The Soap Box: Saudi Arabia letting women drive far from revolutionary

Author
Barry Soper,
Publish Date
Mon, 2 Oct 2017, 5:30AM

A couple of weeks ago we celebrated giving women the vote 124 years ago which was largely lost in the pre-election haze.

As was the decision by the Royal Saudi Arabian household to allow women in that country to drive from June next year - hallelujah, praise the benevolent House of Saud and pass the wheel brace.

Visiting Saudi Arabia with John Key a couple of years back was like stepping back into Biblical times, only then women had more rights. Dining in a shopping mall's fast food hall, the segregation of the sexes shocked us all. One of my colleagues had the audacity to take his food to an area of the dining room, only to be told to move to another area because he was a single man.
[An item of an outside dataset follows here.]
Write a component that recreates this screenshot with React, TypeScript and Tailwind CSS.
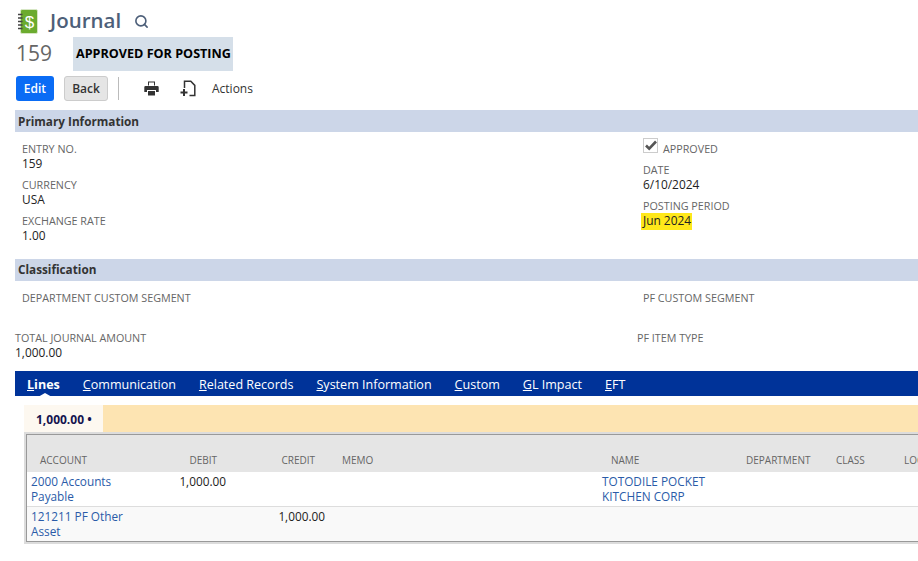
import { Search } from 'lucide-react';

const sans = '[font-family:"Open_Sans",sans-serif]';

function Field({ label, value, className = '' }: { label: string; value?: string; className?: string }) {
  return (
    <div className={className}>
      <div className="text-[10.75px] leading-[14px] uppercase text-[#666]">{label}</div>
      {value && <div className="text-[11.9px] leading-[15px] text-[#222]">{value}</div>}
    </div>
  );
}

function SectionBar({ title, className = 'leading-[22px]' }: { title: string; className?: string }) {
  return (
    <div className={`h-[22px] ml-[15px] pl-[3px] bg-[#ccd6e8] text-[11.75px] font-bold text-[#333] ${className}`}>
      {title}
    </div>
  );
}

function Tab({ k, rest, active }: { k: string; rest: string; active?: boolean }) {
  return (
    <span className={`relative text-[12.55px] leading-[27px] text-white ${active ? 'font-bold' : ''}`}>
      <span className="underline">{k}</span>
      {rest}
      {active && (
        <span className="absolute left-[11px] bottom-[-1px] border-x-[7px] border-b-[4px] border-x-transparent border-b-white" />
      )}
    </span>
  );
}

export default function App() {
  return (
    <div className={`w-[918px] h-[561px] overflow-hidden bg-white ${sans}`}>
      {/* Title */}
      <div className="flex items-center h-[37px] pt-[6px] pl-[18px]">
        <svg width="20" height="25" viewBox="0 0 20 25">
          <rect x="2.5" y="0.5" width="17" height="24" rx="1.5" fill="#6bab2e" stroke="#d6e6c4" />
          <path d="M0 5.5h4.5M0 9h4.5M0 12.5h4.5M0 16h4.5M0 19.5h4.5" stroke="#444" strokeWidth="1.4" />
          <text x="11.5" y="18.5" textAnchor="middle" fontSize="17" fill="#fff" fontFamily="Liberation Sans">$</text>
        </svg>
        <h1 className="ml-[12px] -mt-[3px] text-[20.5px] leading-[24px] font-semibold text-[#4d5f79]">Journal</h1>
        <Search className="ml-[13px] text-[#4d5f79]" size={15} strokeWidth={2.6} />
      </div>

      {/* Record number and status */}
      <div className="flex items-center h-[34px] pl-[16px]">
        <span className="w-[57px] text-[21px] text-[#666]">159</span>
        <span className="flex items-center h-[34px] px-[3px] w-[160px] bg-[#d5dfe9] text-[12.6px] font-bold text-black whitespace-nowrap">
          APPROVED FOR POSTING
        </span>
      </div>

      {/* Toolbar */}
      <div className="flex items-center h-[25px] mt-[5px] pl-[16px]">
        <button className="w-[38px] h-[25px] rounded-[3px] bg-[#0a6cf5] text-white text-[12px] font-semibold">Edit</button>
        <button className="ml-[10px] w-[44px] h-[25px] rounded-[3px] border border-[#ccc] bg-[#e5e5e5] text-[#333] text-[12px] font-semibold">Back</button>
        <div className="ml-[10px] w-px h-[23px] bg-[#bbb]" />
        <svg className="ml-[25px]" width="15" height="15" viewBox="0 0 15 15" fill="#333">
          <path d="M4 0.5h7v4h-1V1.5H5v3H4z" />
          <path d="M1.5 5h12a1.2 1.2 0 0 1 1.2 1.2V11H12V9H3v2H.3V6.2A1.2 1.2 0 0 1 1.5 5z" />
          <path d="M4 10h7v4.5H4z" />
        </svg>
        <svg className="ml-[21px]" width="16" height="17" viewBox="0 0 16 17" fill="none" stroke="#333" strokeWidth="1.5">
          <path d="M4.5 8V1.2h6.3l4 4.2v10H9.5" />
          <path d="M0.5 12.5h7M4 9v7" strokeWidth="2" />
        </svg>
        <span className="ml-[16px] text-[12px] text-[#333]">Actions</span>
      </div>

      {/* Primary Information */}
      <div className="mt-[9px]">
        <SectionBar title="Primary Information" />
      </div>
      <div className="flex h-[127px] pl-[22px]">
        <div className="w-[621px] pt-[10px] flex flex-col gap-[7px]">
          <Field label="Entry No." value="159" />
          <Field label="Currency" value="USA" />
          <Field label="Exchange Rate" value="1.00" />
        </div>
        <div className="pt-[6px]">
          <div className="flex items-end h-[15px]">
            <span className="flex items-center justify-center w-[15px] h-[15px] border border-[#ccc] text-[#555]">
              <svg width="12" height="11" viewBox="0 0 12 11"><path d="M1 5.5l3.2 3.2L11 1.5" fill="none" stroke="#555" strokeWidth="2.6" /></svg>
            </span>
            <span className="ml-[5px] -mb-[3px] text-[10.75px] leading-[14px] text-[#666]">APPROVED</span>
          </div>
          <Field className="mt-[10px]" label="Date" value="6/10/2024" />
          <div className="mt-[7px] text-[10.75px] leading-[14px] text-[#666]">POSTING PERIOD</div>
          <div className="-ml-[2px] w-[51px] h-[17px] pl-[2px] bg-[#ffe81a] text-[11.9px] leading-[15px] text-[#222]">Jun 2024</div>
        </div>
      </div>

      {/* Classification */}
      <SectionBar title="Classification" className="leading-[21px]" />
      <div className="flex h-[50px] pt-[10px] pl-[22px]">
        <Field className="w-[621px]" label="Department Custom Segment" />
        <Field label="PF Custom Segment" />
      </div>
      <div className="flex h-[40px] pl-[15px]">
        <Field className="w-[622px]" label="Total Journal Amount" value="1,000.00" />
        <Field label="PF Item Type" />
      </div>

      {/* Tabs */}
      <div className="flex gap-[23px] h-[25px] ml-[15px] pl-[12px] bg-[#003399]">
        <Tab k="L" rest="ines" active />
        <Tab k="C" rest="ommunication" />
        <Tab k="R" rest="elated Records" />
        <Tab k="S" rest="ystem Information" />
        <Tab k="C" rest="ustom" />
        <Tab k="G" rest="L Impact" />
        <Tab k="E" rest="FT" />
      </div>

      {/* Sublist */}
      <div className="ml-[24px] mt-[9px]">
        <div className="flex h-[27px] bg-[#fde4b2]">
          <div className="w-[79px] pl-[12px] bg-[#fdf8f0] text-[12px] leading-[29px] font-bold text-[#14144f] whitespace-nowrap">1,000.00 •</div>
        </div>
        <div className="border-[2px] border-r-0 border-[#dcdcdc]">
          <div className="border border-r-0 border-[#999]">
            <table className="table-fixed w-[1000px] border-collapse text-[11.8px] leading-[15px]">
              <colgroup>
                <col className="w-[116px]" />
                <col className="w-[87px]" />
                <col className="w-[99px]" />
                <col className="w-[269px]" />
                <col className="w-[143px]" />
                <col className="w-[90px]" />
                <col className="w-[68px]" />
                <col />
              </colgroup>
              <thead>
                <tr className="h-[37px] bg-[#e5e5e5] text-[10px] font-normal text-[#666]">
                  <th className="pt-[14px] pl-[13px] text-left font-normal">ACCOUNT</th>
                  <th className="pt-[14px] pr-[13px] text-right font-normal">DEBIT</th>
                  <th className="pt-[14px] pr-[14px] text-right font-normal">CREDIT</th>
                  <th className="pt-[14px] pl-[13px] text-left font-normal">MEMO</th>
                  <th className="pt-[14px] pl-[13px] text-left font-normal">NAME</th>
                  <th className="pt-[14px] pl-[5px] text-left font-normal">DEPARTMENT</th>
                  <th className="pt-[14px] pl-[5px] text-left font-normal">CLASS</th>
                  <th className="pt-[14px] pl-[5px] text-left font-normal">LOCATION</th>
                </tr>
              </thead>
              <tbody>
                <tr className="h-[34px] bg-white border-b border-[#ddd] align-top text-[#222]">
                  <td className="pt-[2px] pl-[4px] pr-[10px] text-[#2a5ba8]">2000 Accounts Payable</td>
                  <td className="pt-[2px] pr-[4px] text-right">1,000.00</td>
                  <td />
                  <td />
                  <td className="pt-[2px] pl-[4px] pr-[20px] text-[#2a5ba8]">TOTODILE POCKET KITCHEN CORP</td>
                  <td />
                  <td />
                  <td />
                </tr>
                <tr className="h-[35px] bg-[#f9f9f9] align-top text-[#222]">
                  <td className="pt-[2px] pl-[4px] pr-[10px] text-[#2a5ba8]">121211 PF Other Asset</td>
                  <td />
                  <td className="pt-[2px] pr-[4px] text-right">1,000.00</td>
                  <td />
                  <td />
                  <td />
                  <td />
                  <td />
                </tr>
              </tbody>
            </table>
          </div>
        </div>
      </div>
    </div>
  );
}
Lining up at McDonalds men were to the left, petitioned off from the women placing their orders behind a screen on the right.

It never occurred to us at the time that these women would have had to have been driven to the mall. They have always been denied the right to drive because it was frowned upon as being promiscuous. As it is when they are finally allowed behind the wheel it's not as straight forward as it sounds.

If they want to drop off the kids off at school, drive to the supermarket, or visit friends, under guardianship laws they'll have seek their husband's permission first. Indeed whether she'll be allowed to get a driving licence will again have to meet with the approval of her husband.

The decision to let them drive came from the 32-year-old Crown Prince Mohammed bin Salman and was evolutionary rather than revolutionary. The Prince will eventually rule the Kingdom and he knows pressure for change will come from his fellow millennials, half of whom are women with little to no social life, prohibited from almost all forms of entertainment and most forms of employment. Two years ago just 13 percent of the workforce were women even though more of them graduate from university than men.

This is the country that we bent over backwards for to get its signature on a free trade deal with the Gulf States and pumped more than 11 million bucks into an agribusiness hub, with four million of it going into the pocket of a wealthy businessman if he'd withdraw his $30 million "threat" to sue our Government. The threat, according to official papers released in the election haze, never existed even though National repeatedly claimed it did.

And it wasn't money well spent. We were told several years ago the ink simply had to dry on the trade deal for to be a goer. We're still waiting.